On 2017-09-14 22:26, Tomasz Kłoczko wrote:
On 14 September 2017 at 19:53, Austin S. Hemmelgarn
<ahferro...@gmail.com> wrote:
[..]
While it's not for BTRFS< a tool called e4rat might be of interest to you
regarding this. It reorganizes files on an ext4 filesystem so that stuff
used by the boot loader is right at the beginning of the device, and I've
know people to get insane performance improvements (on the order of 20x in
some pathologicallyb ad cases) in the time taken from the BIOS handing
things off to GRUB to GRUB handing execution off to the kernel.
Do you know that what you've just wrote has nothing to do with fragmentation?
Intentionally or not you just trying to change the subject.
As hard as it may be to believe, this _is_ relevant to the part of your
reply that I was responding to, namely:
> By how much it is possible to improve boot time?
Note that discussion of file ordering impacting boot times is almost
always centered around the boot loader, and _not_ userspace (because as
you choose to focus on in changing the subject for the rest of this
message, it's trivially possible to improve performance in userspace
with some really simple tweaks).
You wanted examples regarding reordering of data in a localized manner
improving boot time, so I gave _the_ reference for this on Linux (e4rat
is the only publicly available tool I know of that does this).
[..]
This shouldn't need examples. It's trivial math combined with basic
knowledge of hardware behavior. Every request to a device has a minimum
amount of overhead. On traditional hard drives, this is usually dominated
by seek latency, but on SSD's, the request setup, dispatch, and completion
are the dominant factor. Assumign you have a 2 micro-second overhead
per-request (not an exact number, just chosen for demonstration purposes
because it makes the math easy), and a 1GB file, the time difference between
reading ten 100MB extents and reading ten thousand 100kB extents is just
short of 0.02 seconds, or a factor of about one thousand (which, no surprise
here, is the factor of difference between the number of extents).
So to produce few seconds delay during boot you need to make few
hundreds thousands if not millions more IOs and on reading everything
using ideal long sequential reads.
No, that isn't what I was talking about.
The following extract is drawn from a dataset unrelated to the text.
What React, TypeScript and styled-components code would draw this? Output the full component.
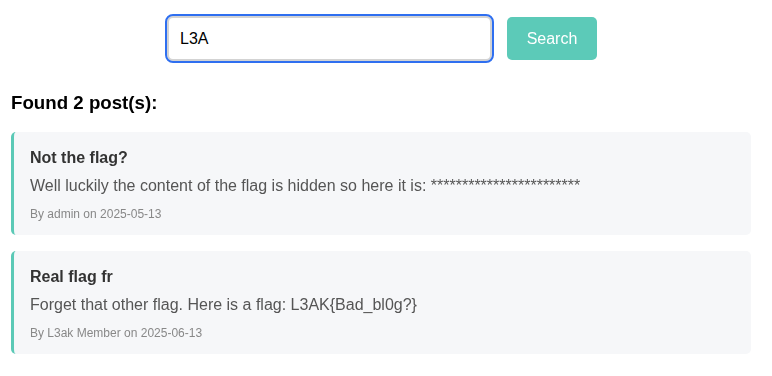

Quit taking things out of
context and assuming all of someone's reply is about only part of yours.
This was responding solely to this:
> That it may be an issue with using extents.
> Again: please show some results of some test unit which anyone will be
> able to reply and confirm or not that this effect really exist.
And has nothing to do with boot time.
Almost every package upgrade on rewrite some files in 100% will
produce by using COW fully continuous areas per file.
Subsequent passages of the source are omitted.